Christie was never issued a traffic ticket, mentioning to the police on the scene that he was the U.S. Attorney for New Jersey. He has received tickets on several other occasions, however. Since 1985, he has had 13 moving violations, including at least five for speeding, good for 25 points.
However, in the eyes of the Motor Vehicle Commission he remains a “driver in good standing.”
That’s debatable. What isn’t is that all of these blemishes give the public a growing sense that, while not exactly using his position as U.S. Attorney to gain special favor, he seems to fully understand that rank has its privileges and has no qualms about using it.
Christie has exhibited signs of sloppy and careless behavior not only on the highways but in his finances.

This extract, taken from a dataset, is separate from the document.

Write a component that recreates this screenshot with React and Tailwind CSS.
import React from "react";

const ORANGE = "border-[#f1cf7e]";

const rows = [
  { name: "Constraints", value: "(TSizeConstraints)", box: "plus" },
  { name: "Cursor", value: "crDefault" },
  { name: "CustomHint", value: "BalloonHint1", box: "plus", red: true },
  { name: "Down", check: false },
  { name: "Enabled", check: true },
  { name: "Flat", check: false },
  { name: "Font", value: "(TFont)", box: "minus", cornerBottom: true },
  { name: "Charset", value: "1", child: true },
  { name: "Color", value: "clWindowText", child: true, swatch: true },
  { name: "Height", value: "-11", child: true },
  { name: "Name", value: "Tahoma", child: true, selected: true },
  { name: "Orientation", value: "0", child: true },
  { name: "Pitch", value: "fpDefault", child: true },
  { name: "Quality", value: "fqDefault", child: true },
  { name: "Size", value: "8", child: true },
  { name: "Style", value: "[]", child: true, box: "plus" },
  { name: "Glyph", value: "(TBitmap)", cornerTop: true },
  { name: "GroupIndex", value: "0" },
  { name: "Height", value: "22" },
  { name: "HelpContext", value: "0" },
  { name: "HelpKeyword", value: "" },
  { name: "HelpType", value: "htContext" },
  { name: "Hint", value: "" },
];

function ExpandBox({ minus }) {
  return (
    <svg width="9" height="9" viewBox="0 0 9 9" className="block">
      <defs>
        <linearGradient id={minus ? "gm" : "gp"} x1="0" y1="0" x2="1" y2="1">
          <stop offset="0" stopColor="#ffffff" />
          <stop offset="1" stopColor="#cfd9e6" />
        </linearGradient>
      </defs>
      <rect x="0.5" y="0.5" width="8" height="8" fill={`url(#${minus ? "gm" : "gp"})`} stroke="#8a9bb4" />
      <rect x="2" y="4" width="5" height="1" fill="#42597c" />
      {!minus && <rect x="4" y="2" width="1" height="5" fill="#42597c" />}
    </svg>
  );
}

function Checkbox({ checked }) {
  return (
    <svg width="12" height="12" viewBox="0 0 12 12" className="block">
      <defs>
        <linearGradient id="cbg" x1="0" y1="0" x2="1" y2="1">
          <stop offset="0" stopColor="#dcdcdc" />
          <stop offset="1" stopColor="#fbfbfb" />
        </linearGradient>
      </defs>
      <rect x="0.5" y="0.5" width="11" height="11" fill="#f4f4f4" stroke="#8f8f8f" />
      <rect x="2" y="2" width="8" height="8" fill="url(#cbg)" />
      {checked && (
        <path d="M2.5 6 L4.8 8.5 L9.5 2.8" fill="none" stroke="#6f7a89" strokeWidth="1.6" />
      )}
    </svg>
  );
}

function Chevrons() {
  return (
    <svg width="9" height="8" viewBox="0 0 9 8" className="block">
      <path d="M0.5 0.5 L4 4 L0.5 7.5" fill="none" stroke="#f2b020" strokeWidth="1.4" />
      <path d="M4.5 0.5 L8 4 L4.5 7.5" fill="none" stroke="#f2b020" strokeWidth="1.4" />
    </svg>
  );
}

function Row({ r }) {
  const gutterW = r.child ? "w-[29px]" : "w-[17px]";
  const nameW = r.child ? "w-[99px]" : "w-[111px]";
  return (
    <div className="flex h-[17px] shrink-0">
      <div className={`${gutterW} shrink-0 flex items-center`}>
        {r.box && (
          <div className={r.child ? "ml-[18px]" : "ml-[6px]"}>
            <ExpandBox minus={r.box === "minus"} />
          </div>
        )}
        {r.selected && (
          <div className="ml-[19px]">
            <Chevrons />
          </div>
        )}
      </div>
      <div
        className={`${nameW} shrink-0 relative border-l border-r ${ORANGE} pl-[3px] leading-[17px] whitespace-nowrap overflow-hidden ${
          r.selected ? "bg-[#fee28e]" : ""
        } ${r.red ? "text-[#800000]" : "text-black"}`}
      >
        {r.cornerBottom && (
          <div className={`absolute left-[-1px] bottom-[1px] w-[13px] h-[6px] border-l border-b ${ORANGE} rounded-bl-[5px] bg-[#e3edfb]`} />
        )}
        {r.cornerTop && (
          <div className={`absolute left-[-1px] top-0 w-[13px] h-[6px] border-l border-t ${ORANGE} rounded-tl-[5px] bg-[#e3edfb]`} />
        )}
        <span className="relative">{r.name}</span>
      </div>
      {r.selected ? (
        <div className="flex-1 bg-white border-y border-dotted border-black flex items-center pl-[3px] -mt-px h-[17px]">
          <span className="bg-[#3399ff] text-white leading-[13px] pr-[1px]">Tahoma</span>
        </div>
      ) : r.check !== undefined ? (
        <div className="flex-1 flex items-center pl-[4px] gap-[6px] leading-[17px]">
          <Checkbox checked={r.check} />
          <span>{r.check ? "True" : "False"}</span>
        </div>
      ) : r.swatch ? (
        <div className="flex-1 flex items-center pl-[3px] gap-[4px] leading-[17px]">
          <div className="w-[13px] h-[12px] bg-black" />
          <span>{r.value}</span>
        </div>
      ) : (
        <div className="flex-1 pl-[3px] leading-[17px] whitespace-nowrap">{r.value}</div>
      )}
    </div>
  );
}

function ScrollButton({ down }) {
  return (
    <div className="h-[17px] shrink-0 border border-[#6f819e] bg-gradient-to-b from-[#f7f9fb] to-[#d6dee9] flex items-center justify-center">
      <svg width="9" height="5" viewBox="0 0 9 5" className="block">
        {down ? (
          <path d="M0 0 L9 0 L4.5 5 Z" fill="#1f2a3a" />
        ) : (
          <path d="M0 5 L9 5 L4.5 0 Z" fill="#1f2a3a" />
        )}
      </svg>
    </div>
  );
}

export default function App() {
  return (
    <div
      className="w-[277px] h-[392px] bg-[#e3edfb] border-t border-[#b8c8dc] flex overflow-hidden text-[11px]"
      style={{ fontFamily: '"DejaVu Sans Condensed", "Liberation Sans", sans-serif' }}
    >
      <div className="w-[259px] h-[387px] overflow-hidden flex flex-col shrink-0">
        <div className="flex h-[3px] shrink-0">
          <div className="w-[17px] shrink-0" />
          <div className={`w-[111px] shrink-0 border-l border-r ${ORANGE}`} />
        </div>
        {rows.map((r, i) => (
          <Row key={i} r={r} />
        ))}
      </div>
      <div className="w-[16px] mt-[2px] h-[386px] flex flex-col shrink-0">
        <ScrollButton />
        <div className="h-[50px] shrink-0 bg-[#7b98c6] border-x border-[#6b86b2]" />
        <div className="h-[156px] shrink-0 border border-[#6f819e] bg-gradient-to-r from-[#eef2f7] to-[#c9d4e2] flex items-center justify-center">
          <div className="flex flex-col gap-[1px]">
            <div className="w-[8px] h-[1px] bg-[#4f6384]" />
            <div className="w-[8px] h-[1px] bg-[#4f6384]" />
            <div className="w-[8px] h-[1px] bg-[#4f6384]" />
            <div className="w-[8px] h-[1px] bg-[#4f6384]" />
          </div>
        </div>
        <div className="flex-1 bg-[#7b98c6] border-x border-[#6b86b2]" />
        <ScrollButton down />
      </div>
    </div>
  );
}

He “forgot” to tell the IRS about his loan to a subordinate, Michele Brown, which ultimately led to her resigning from her job to keep the issue from damaging his election chances.
It’s also galling that the Christie campaign doesn’t take any of this seriously, tossing off each new revelation as if it existed in a vacuum, rather than continuing an increasingly worrisome pattern.
Christie campaign spokeswoman Maria Comella called the 2002 accident unfortunate and said the candidate “knows he can always be a better driver.”
Unfortunately, it doesn’t look like he’s learned any lessons. Not after the 1989 accident in Cranford, or the 1993 and 1996 accidents in Bloomfield, or the 2002 accident in Elizabeth or the 2007 accident in Netcong. Or after the fifth speeding ticket.
Asked by the Press to provide more details about the accidents, the Christie campaign said it did not plan to do so since all the information is “out there.” No it isn’t. Details have been provided only about the 2002 accident. And they were first reported by a newspaper.
We can only hope that if Christie becomes governor, this isn’t the kind of openness and transparency we can expect from his administration.